Brief: Repeat, exactly and only, the lines from the beginning of the data through the line with "import React from". Pictures are left out.

Source data:

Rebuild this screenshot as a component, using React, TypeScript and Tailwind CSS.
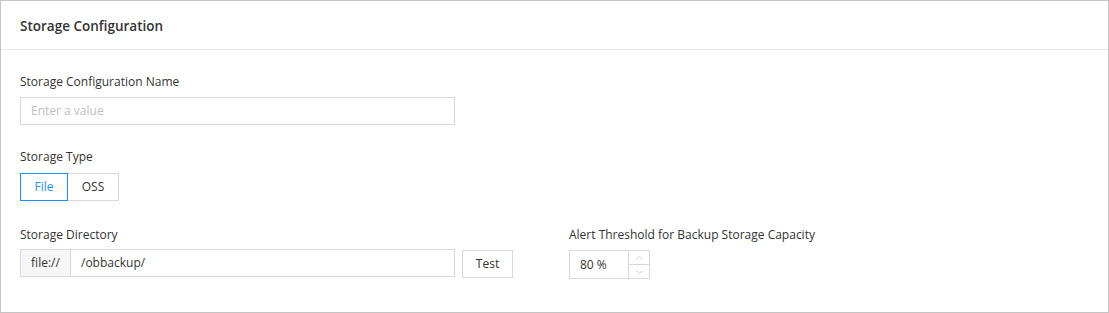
import React from "react";

export default function App() {
  return (
    <div
      className="w-[1109px] h-[313px] bg-white border border-[#c4c4c4] text-[12px] text-[#333]"
      style={{ fontFamily: '"Open Sans", "Noto Sans", sans-serif' }}
    >
      <div className="h-[49px] border-b border-[#e8e8e8] flex items-center pt-[2px] px-[19px]">
        <span className="text-[13.5px] font-semibold text-[#333]">Storage Configuration</span>
      </div>
      <div className="px-[19px] pt-[22px]">
        <div className="leading-[20px]">Storage Configuration Name</div>
        <div className="mt-[5px] w-[435px] h-[28px] border border-[#d9d9d9] flex items-center px-[10px] text-[#bfbfbf]">
          Enter a value
        </div>

        <div className="mt-[22px] leading-[20px]">Storage Type</div>
        <div className="mt-[6px] flex h-[28px]">
          <div className="w-[48px] border border-[#1890ff] text-[#1890ff] flex items-center justify-center">File</div>
          <div className="w-[51px] border border-l-0 border-[#d9d9d9] flex items-center justify-center">OSS</div>
        </div>

        <div className="mt-[24px] flex gap-[19px]">
          <div className="w-[530px]">
            <div className="leading-[20px]">Storage Directory</div>
            <div className="mt-[4px] flex items-start gap-[7px]">
              <div className="w-[435px] h-[28px] border border-[#d9d9d9] flex">
                <div className="w-[50px] bg-[#f7f7f7] border-r border-[#d9d9d9] flex items-center justify-center">file://</div>
                <div className="flex-1 flex items-center px-[10px]">/obbackup/</div>
              </div>
              <div className="mt-[1px] w-[51px] h-[28px] border border-[#d9d9d9] flex items-center justify-center">Test</div>
            </div>
          </div>
          <div>
            <div className="leading-[20px]">Alert Threshold for Backup Storage Capacity</div>
            <div className="mt-[5px] w-[81px] h-[29px] border border-[#d9d9d9] flex">
              <div className="flex-1 flex items-center px-[10px]">80 %</div>
              <div className="w-[21px] border-l border-[#d9d9d9] flex flex-col">
                <div className="flex-1 border-b border-[#d9d9d9] flex items-center justify-center">
                  <svg width="7" height="4" viewBox="0 0 7 4"><path d="M0.5 3.5 L3.5 0.5 L6.5 3.5" fill="none" stroke="#bfbfbf" strokeWidth="0.8" /></svg>
                </div>
                <div className="flex-1 flex items-center justify-center">
                  <svg width="7" height="4" viewBox="0 0 7 4"><path d="M0.5 0.5 L3.5 3.5 L6.5 0.5" fill="none" stroke="#bfbfbf" strokeWidth="0.8" /></svg>
                </div>
              </div>
            </div>
          </div>
        </div>
      </div>
    </div>
  );
}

Written answer:
Rebuild this screenshot as a component, using React, TypeScript and Tailwind CSS.
import React from "react";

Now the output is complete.